3. James Pond: Underwater Agent
There are no international courts willing to adjudicate upon the quality or cleverness of a pop-culture parodies. Due to this gross legal oversight, as well as Justice Thurgood Marshall’s refusal to define “blatant rip-off” in 1986’s landmark Hasbro v. Go-Bots trial, the early ‘90s were a Golden Age of not-so-thinly veiled counterfeits. Sadly this was one fate 007 would not be able to evade. After an exercise in which several professional video game designers went through all the words ending with ‘ond’, James Pond: Underwater Agent was born.
Not content to steal from only one beloved franchise, a quick look at the game play in James Pond reveals more thievery, witness Exhibit A) . First, around the 1:40 mark, Pond warps from a sewer pipe then not ten seconds later he’s jumping and hitting the air to make coins pop out of invisible boxes. Mario & Bond should file a joint injunction! Pond’s most recent adventure, 2011’s James Pond and the Deathly Shallows (available on iPhone & iPad) is apparently a waste of your time.
2. Dr. Bashir (from “Our Man Bashir” on Deep Space Nine)
Even the wimpiest names benefit from the “Bond, James Bond” treatment; and Deep Space Nine’s prissy, tennis playing doctor Julian Bashir is no exception. Produced to capitalize upon the hype of Goldeneye, this episode paid homage to Bond as well as other spy heroes by having the DS9 crew trapped in a Bond-esque holonovel (as their transporter patterns are accidentally saved to the wrong folder on the station computer). Under control of the program Sisko, Worf, O’Brien et al become bad-ass Bond villains, which is nice for them because there just aren’t as many adventures to be had when you’re stuck on a space station all the time.
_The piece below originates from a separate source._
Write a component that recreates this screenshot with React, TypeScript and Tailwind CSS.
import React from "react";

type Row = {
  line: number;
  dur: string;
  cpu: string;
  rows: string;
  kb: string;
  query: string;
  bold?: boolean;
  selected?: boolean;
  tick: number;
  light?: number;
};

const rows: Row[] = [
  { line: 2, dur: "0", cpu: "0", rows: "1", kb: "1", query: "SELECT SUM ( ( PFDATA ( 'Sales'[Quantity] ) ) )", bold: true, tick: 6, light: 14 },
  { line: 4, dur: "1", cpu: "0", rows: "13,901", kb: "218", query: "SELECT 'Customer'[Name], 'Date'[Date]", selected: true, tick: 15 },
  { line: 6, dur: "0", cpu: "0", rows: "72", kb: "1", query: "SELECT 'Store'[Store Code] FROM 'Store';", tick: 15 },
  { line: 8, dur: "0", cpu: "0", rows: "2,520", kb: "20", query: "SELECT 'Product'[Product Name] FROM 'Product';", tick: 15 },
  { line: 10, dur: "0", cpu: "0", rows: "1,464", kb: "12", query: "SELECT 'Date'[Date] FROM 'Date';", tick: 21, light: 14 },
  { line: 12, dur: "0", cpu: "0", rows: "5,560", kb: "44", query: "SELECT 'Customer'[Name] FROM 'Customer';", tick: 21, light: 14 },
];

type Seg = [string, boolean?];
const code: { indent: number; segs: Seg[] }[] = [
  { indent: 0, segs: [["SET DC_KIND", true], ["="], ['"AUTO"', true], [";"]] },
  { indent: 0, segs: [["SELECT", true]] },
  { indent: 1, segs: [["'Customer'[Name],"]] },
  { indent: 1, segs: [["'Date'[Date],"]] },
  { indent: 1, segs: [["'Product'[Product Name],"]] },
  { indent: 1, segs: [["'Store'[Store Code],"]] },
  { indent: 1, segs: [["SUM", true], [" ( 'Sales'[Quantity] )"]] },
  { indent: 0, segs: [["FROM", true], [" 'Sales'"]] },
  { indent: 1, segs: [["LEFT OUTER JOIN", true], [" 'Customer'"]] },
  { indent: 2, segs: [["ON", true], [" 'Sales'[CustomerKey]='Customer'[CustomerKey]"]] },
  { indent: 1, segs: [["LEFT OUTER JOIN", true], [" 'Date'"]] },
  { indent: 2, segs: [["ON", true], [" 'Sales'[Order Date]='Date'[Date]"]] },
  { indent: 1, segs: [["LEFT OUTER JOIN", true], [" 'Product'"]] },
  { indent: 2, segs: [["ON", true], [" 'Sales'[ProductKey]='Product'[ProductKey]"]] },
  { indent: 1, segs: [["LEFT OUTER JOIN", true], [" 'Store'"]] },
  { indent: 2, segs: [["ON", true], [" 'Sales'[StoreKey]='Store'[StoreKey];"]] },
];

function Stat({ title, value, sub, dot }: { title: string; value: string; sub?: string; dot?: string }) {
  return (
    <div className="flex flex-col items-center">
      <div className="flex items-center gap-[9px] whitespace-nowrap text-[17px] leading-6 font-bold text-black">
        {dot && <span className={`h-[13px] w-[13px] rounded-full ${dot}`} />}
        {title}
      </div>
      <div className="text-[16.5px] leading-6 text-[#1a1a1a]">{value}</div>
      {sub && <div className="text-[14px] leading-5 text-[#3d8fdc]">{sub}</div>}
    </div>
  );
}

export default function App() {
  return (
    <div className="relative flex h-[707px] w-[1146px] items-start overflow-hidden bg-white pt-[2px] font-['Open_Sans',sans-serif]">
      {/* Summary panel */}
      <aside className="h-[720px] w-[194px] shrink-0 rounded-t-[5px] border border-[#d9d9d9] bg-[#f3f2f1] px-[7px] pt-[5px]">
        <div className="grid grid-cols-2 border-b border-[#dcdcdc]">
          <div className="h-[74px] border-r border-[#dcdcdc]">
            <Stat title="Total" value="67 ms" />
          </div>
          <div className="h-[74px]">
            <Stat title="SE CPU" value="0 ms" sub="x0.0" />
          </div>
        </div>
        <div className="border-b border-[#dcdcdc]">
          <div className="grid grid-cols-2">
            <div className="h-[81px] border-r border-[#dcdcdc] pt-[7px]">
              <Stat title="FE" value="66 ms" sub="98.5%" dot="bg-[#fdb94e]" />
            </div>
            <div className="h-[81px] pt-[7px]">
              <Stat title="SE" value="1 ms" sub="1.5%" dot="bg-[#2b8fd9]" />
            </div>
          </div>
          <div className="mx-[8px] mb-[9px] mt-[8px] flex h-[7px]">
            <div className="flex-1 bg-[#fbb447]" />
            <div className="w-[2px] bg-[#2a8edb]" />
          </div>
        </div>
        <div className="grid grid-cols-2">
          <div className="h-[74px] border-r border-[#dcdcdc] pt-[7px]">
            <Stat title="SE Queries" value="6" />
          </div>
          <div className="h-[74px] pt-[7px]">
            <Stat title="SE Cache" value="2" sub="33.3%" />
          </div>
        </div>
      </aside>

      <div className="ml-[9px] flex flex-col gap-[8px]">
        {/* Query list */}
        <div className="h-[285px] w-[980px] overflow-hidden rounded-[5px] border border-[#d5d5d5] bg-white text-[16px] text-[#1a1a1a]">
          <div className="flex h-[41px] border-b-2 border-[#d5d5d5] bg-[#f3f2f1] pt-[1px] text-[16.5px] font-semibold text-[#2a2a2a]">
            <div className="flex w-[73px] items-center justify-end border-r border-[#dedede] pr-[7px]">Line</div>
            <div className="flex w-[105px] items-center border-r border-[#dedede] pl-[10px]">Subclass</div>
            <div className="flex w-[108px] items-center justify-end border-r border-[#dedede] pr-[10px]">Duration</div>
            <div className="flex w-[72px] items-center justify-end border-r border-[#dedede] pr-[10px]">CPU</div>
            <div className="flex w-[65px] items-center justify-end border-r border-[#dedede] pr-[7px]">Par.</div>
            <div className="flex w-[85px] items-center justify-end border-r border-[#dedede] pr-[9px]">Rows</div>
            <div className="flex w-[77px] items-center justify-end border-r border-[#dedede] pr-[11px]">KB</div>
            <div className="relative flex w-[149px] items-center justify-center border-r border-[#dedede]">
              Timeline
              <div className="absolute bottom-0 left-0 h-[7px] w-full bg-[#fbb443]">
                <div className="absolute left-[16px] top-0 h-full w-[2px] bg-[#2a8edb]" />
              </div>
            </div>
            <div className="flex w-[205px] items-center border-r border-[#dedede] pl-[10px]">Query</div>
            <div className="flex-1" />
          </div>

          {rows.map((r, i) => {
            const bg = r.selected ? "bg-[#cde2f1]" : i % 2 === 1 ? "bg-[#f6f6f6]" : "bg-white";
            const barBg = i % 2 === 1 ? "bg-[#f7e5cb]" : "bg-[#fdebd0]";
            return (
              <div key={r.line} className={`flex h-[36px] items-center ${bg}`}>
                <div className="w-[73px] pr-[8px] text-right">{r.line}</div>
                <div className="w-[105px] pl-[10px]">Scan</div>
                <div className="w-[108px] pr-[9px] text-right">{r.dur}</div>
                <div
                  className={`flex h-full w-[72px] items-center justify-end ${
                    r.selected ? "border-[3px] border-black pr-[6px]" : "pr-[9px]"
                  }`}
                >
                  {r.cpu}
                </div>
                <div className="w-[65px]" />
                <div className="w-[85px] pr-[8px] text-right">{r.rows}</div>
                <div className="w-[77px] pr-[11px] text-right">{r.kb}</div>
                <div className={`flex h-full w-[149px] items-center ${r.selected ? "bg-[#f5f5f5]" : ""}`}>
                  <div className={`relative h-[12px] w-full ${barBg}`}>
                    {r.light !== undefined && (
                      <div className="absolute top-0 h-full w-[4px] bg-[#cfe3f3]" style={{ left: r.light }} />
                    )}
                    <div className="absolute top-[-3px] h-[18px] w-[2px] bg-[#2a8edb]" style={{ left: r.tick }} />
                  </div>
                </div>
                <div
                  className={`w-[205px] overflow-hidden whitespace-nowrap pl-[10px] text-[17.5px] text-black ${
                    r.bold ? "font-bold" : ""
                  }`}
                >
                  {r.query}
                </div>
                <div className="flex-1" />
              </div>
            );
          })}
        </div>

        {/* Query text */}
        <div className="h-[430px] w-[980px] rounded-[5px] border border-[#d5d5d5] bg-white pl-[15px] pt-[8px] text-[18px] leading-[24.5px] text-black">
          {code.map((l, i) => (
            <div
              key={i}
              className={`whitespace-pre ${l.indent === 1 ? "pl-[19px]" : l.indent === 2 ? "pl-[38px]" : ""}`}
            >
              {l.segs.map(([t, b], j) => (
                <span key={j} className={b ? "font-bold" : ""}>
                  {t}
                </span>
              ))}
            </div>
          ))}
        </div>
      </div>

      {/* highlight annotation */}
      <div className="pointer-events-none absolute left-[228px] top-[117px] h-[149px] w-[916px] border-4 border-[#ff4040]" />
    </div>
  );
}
O’Brien gets to wear an eye-patch (presumably at the cost of an eye) and Worf becomes a cigar smoking baccarat player, which is setting a pretty bad example for Alexander.
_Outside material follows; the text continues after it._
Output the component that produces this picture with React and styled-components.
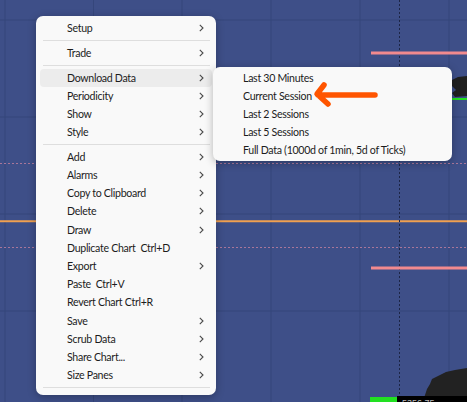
import React from 'react';
import styled, { createGlobalStyle } from 'styled-components';

const GlobalStyle = createGlobalStyle`
  html, body {
    margin: 0;
    padding: 0;
    background: #3e4f88;
  }
  body {
    font-family: Lato, "Noto Sans", sans-serif;
  }
`;

const Stage = styled.div`
  position: relative;
  width: 467px;
  height: 402px;
  overflow: hidden;
  background: #3e4f88;
`;

const ChartSvg = styled.svg`
  display: block;
`;

const Menu = styled.div`
  position: absolute;
  left: ${(p) => p.x}px;
  top: ${(p) => p.y}px;
  width: ${(p) => p.w}px;
  box-sizing: border-box;
  padding: ${(p) => p.pad};
  background: #f9f9f9;
  border-radius: 7px;
  box-shadow: 0 2px 8px rgba(0, 0, 0, 0.28);
  display: flex;
  flex-direction: column;
`;

const Row = styled.div`
  display: flex;
  align-items: center;
  height: ${(p) => p.h || 18}px;
  padding-left: ${(p) => p.indent}px;
  padding-right: 8px;
  border-radius: 4px;
  background: ${(p) => (p.active ? '#ececec' : 'transparent')};
  font-size: 10.6px;
  letter-spacing: -0.3px;
  color: #1c1c1c;
  white-space: nowrap;
`;

const Label = styled.span`
  flex: 1;
  white-space: pre;
`;

const Chevron = styled.svg`
  flex: none;
`;

const Separator = styled.div`
  height: 1px;
  margin: 3px 2px 3px 3px;
  background: #dedede;
`;

const Arrow = styled.svg`
  position: absolute;
  left: 308px;
  top: 78px;
`;

const mainItems = [
  ['Setup', true], '-',
  ['Trade', true], '-',
  ['Download Data', true, true],
  ['Periodicity', true],
  ['Show', true],
  ['Style', true], '-',
  ['Add', true],
  ['Alarms', true],
  ['Copy to Clipboard', true],
  ['Delete', true],
  ['Draw', true],
  ['Duplicate Chart  Ctrl+D', false],
  ['Export', true],
  ['Paste  Ctrl+V', false],
  ['Revert Chart Ctrl+R', false],
  ['Save', true],
  ['Scrub Data', true],
  ['Share Chart...', true],
  ['Size Panes', true], '-',
];

const subItems = [
  'Last 30 Minutes',
  'Current Session',
  'Last 2 Sessions',
  'Last 5 Sessions',
  'Full Data (1000d of 1min, 5d of Ticks)',
];

const ChevronIcon = () => (
  <Chevron width="5" height="8" viewBox="0 0 5 8">
    <path d="M0.8 0.8 L4 4 L0.8 7.2" fill="none" stroke="#4a4a4a" strokeWidth="1.1" />
  </Chevron>
);

const Chart = () => {
  const vx = [5, 93.5, 182, 271, 360, 449];
  const hy = [20, 117, 214, 311];
  return (
    <ChartSvg width="467" height="402" viewBox="0 0 467 402">
      <rect width="467" height="402" fill="#3e4f88" />
      {vx.map((x) => (
        <line key={`v${x}`} x1={x} y1="0" x2={x} y2="402" stroke="#35467b" strokeWidth="1" />
      ))}
      {hy.map((y) => (
        <line key={`h${y}`} x1="0" y1={y} x2="467" y2={y} stroke="#35467b" strokeWidth="1" />
      ))}
      <line x1="0" y1="163.5" x2="467" y2="163.5" stroke="#a8769a" strokeWidth="1" strokeDasharray="2 2" />
      <line x1="0" y1="247.5" x2="467" y2="247.5" stroke="#a8769a" strokeWidth="1" strokeDasharray="2 2" />
      <line x1="0" y1="221.3" x2="467" y2="221.3" stroke="#f0a050" strokeWidth="2" />
      <line x1="399.5" y1="0" x2="399.5" y2="402" stroke="#1c2546" strokeWidth="1" strokeDasharray="2 2" />
      <line x1="371" y1="53" x2="467" y2="53" stroke="#f28a8e" strokeWidth="3" />
      <line x1="371" y1="268" x2="467" y2="268" stroke="#f28a8e" strokeWidth="3" />
      <path d="M452 80 L458 77 L467 76 L467 96 L455 97 L452 93 L456 90 L452 86 Z" fill="#202020" />
      <line x1="452" y1="99" x2="467" y2="99" stroke="#22e022" strokeWidth="2" />
      <path d="M467 368 L455 370 L446 372 L440 375 L432 379 L430 384 L427 389 L425 395 L423 402 L467 402 Z" fill="#222222" />
      <rect x="370" y="397" width="27" height="5" fill="#22e022" />
      <rect x="397" y="396" width="70" height="6" fill="#000000" />
      <text x="402" y="406" fontSize="9" fill="#bbbbbb" fontFamily="Liberation Sans, sans-serif">5356.75</text>
    </ChartSvg>
  );
};

export default function App() {
  return (
    <>
      <GlobalStyle />
      <Stage>
        <Chart />
        <Menu x={36} y={16} w={180} pad="3px 4px 4px 4px">
          {mainItems.map((it, i) => {
            if (it === '-') return <Separator key={`s${i}`} />;
            const [label, sub, active] = it;
            return (
              <Row key={label} indent={27} active={active} h={i > 9 ? 18.2 : 18}>
                <Label>{label}</Label>
                {sub && <ChevronIcon />}
              </Row>
            );
          })}
        </Menu>
        <Menu x={213} y={67} w={239} pad="2px 4px">
          {subItems.map((label) => (
            <Row key={label} indent={26}>
              <Label>{label}</Label>
            </Row>
          ))}
        </Menu>
        <Arrow width="72" height="32" viewBox="0 0 72 32">
          <path
            d="M67 17 L10 17 M16 7 L9 16 L20 26"
            fill="none"
            stroke="#ff5500"
            strokeWidth="5.5"
            strokeLinecap="round"
            strokeLinejoin="round"
          />
        </Arrow>
      </Stage>
    </>
  );
}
MGM for their part wasn’t amused and a cadre of Ferengi lawyers drafted an angry letter, so when the holonovel idea came back around for the fifth season the Bond clichés were watered down, not unlike the drinks at Quark’s Bar.
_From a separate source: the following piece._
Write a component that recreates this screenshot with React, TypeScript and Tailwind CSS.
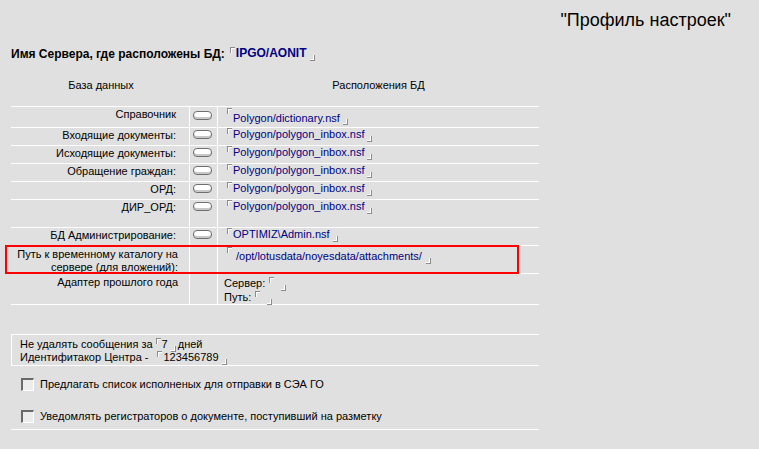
import type { ReactNode } from 'react';

const rows = [
    { label: 'Справочник', path: 'Polygon/dictionary.nsf', h: 'h-[21px]', first: true },
    { label: 'Входящие документы:', path: 'Polygon/polygon_inbox.nsf', h: 'h-[18px]' },
    { label: 'Исходящие документы:', path: 'Polygon/polygon_inbox.nsf', h: 'h-[18px]' },
    { label: 'Обращение граждан:', path: 'Polygon/polygon_inbox.nsf', h: 'h-[18px]' },
    { label: 'ОРД:', path: 'Polygon/polygon_inbox.nsf', h: 'h-[18px]' },
    { label: 'ДИР_ОРД:', path: 'Polygon/polygon_inbox.nsf', h: 'h-[28px]' },
    { label: 'БД Администрирование:', path: 'OPTIMIZ\\Admin.nsf', h: 'h-[18px]' },
];

// Notes-style field brackets
function Open() {
    return <span className="block shrink-0 w-[5px] h-[6px] border-l border-t border-[#8c8c8c] shadow-[inset_1px_1px_0_#ffffff]" />;
}

function Close({ top }: { top: string }) {
    return <span className={`block shrink-0 w-[5px] h-[6px] border-r border-b border-[#8c8c8c] shadow-[inset_-1px_-1px_0_#ffffff] ${top}`} />;
}

function Field({ children, drop = false, blue = true, bold = false }: { children?: ReactNode; drop?: boolean; blue?: boolean; bold?: boolean }) {
    return (
        <span className="flex items-start">
            <Open />
            <span className={`block ${drop ? 'mt-[4px]' : ''} ${children ? 'ml-[1px]' : 'w-[4px]'} ${blue ? 'text-[#000080]' : ''} ${bold ? 'font-bold' : ''} leading-[13px]`}>
                {children}
            </span>
            <span className="ml-[3px]">
                <Close top={drop ? 'mt-[11px]' : 'mt-[8px]'} />
            </span>
        </span>
    );
}

function Pill() {
    return <span className="block w-[19px] h-[9px] rounded-[4px] border border-[#6f6f6f] bg-white shadow-[inset_0_-2px_0_#c8c8c8]" />;
}

function Check({ children }: { children: ReactNode }) {
    return (
        <div className="flex items-center gap-[6px] pl-[10px] h-[13px]">
            <span className="block w-[13px] h-[13px] border-t-2 border-l-2 border-t-[#6a6a6a] border-l-[#6a6a6a] border-b border-r border-b-white border-r-white bg-[#ececec]" />
            <span className="leading-[13px]">{children}</span>
        </div>
    );
}

export default function App() {
    return (
        <div className="min-h-screen bg-[#e0e0e0] text-black text-[11px] font-['Liberation_Sans',Arial,sans-serif] pt-[10px]">
            <div className="text-right pr-[28px] text-[18px] leading-[21px]">"Профиль настроек"</div>

            <div className="mt-[16px] pl-[11px] flex items-start font-bold text-[12px] leading-[14px] h-[14px]">
                <span className="mr-[5px]">Имя Сервера, где расположены БД:</span>
                <Field bold>IPGO/AONIT</Field>
            </div>

            <div className="ml-[11px] w-[528px]">
                <div className="grid grid-cols-[179px_28px_321px] h-[45px] pt-[18px] leading-[13px]">
                    <div className="text-center pl-[1px]">База данных</div>
                    <div />
                    <div className="text-center">Расположения БД</div>
                </div>

                {rows.map((r, i) => (
                    <div key={i} className={`grid grid-cols-[179px_28px_321px] border-t border-white ${r.h}`}>
                        <div className="border-r border-white text-right pr-[13px] leading-[13px] pt-[1px]">{r.label}</div>
                        <div className={`border-r border-white pl-[3px] ${r.first ? 'pt-[4px]' : 'pt-[2px]'}`}>
                            <Pill />
                        </div>
                        <div className={`pl-[9px] ${r.first ? 'pt-[1px]' : 'pt-[0px]'}`}>
                            <Field drop={r.first}>{r.path}</Field>
                        </div>
                    </div>
                ))}

                <div className="relative grid grid-cols-[179px_28px_321px] border-t border-white h-[28px]">
                    <div className="border-r border-white text-right pr-[11px] pt-[2px] leading-[13px]">
                        Путь к временному каталогу на
                        <br />
                        сервере (для вложений):
                    </div>
                    <div className="border-r border-white" />
                    <div className="pl-[9px] pt-[1px] flex items-start">
                        <Open />
                        <span className="ml-[4px] mt-[3px] text-[#000080] leading-[13px]">/opt/lotusdata/noyesdata/attachments/</span>
                        <span className="ml-[4px]">
                            <Close top="mt-[11px]" />
                        </span>
                    </div>
                    <div className="absolute left-[-6px] top-[-1px] w-[514px] h-[29px] border-2 border-[#ff0000]" />
                </div>

                <div className="grid grid-cols-[179px_28px_321px] border-t border-b border-white h-[32px]">
                    <div className="border-r border-white text-right pr-[11px] pt-[2px] leading-[13px]">Адаптер прошлого года</div>
                    <div className="border-r border-white" />
                    <div className="pl-[6px] pt-[3px] leading-[13px]">
                        <div className="flex items-start">
                            <span className="mr-[4px]">Сервер:</span>
                            <Field />
                        </div>
                        <div className="flex items-start">
                            <span className="mr-[4px]">Путь:</span>
                            <Field />
                        </div>
                    </div>
                </div>

                <div className="mt-[29px] border-t border-l border-b border-white h-[32px] pl-[8px] pt-[3px] leading-[13px]">
                    <div className="flex items-start h-[13px]">
                        <span className="mr-[3px]">Не удалять сообщения за</span>
                        <Field blue={false}>7</Field>
                        <span className="ml-[2px]">дней</span>
                    </div>
                    <div className="flex items-start h-[13px]">
                        <span className="mr-[9px]">Идентифитакор Центра -</span>
                        <Field blue={false}>123456789</Field>
                    </div>
                </div>

                <div className="mt-[12px]">
                    <Check>Предлагать список исполненых для отправки в СЭА ГО</Check>
                </div>
                <div className="mt-[19px]">
                    <Check>Уведомлять регистраторов о документе, поступивший на разметку</Check>
                </div>
                <div className="mt-[6px] border-b border-white" />
            </div>
        </div>
    );
}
1. Neil Connery (Operation Kid Brother)
In 1967, the same year the classic Bond film You Only Live Twice was released, Italy produced its own contribution to the Bond legend—a Bond knock-off entitled Operation Kid Brother starring Neil Connery (Sean’s younger brother) as—drum-roll—Dr. Neil Connery! I mean, I know he wasn’t an actor, but could he really not use a different name? Here’s the kicker, the film co-starred Bernard Lee and Lois Maxwell who played M and Moneypenny in the actual Bond movies! That’s like if Daniel Radcliffe’s brother made a wizard movie with Alan Rickman and Maggie Smith. Also, according to Wikipedia, Lee and Maxwell claimed they were paid more to appear in Operation Kid Brother than they were for any of the Bond films! It’s a pretty dreadful film (it’s even featured in a Mystery Science Theater 3000 episode), but the one highlight is a score by legendary composer Ennio Moricone– thus the Spaghetti Spy Farce genre was born.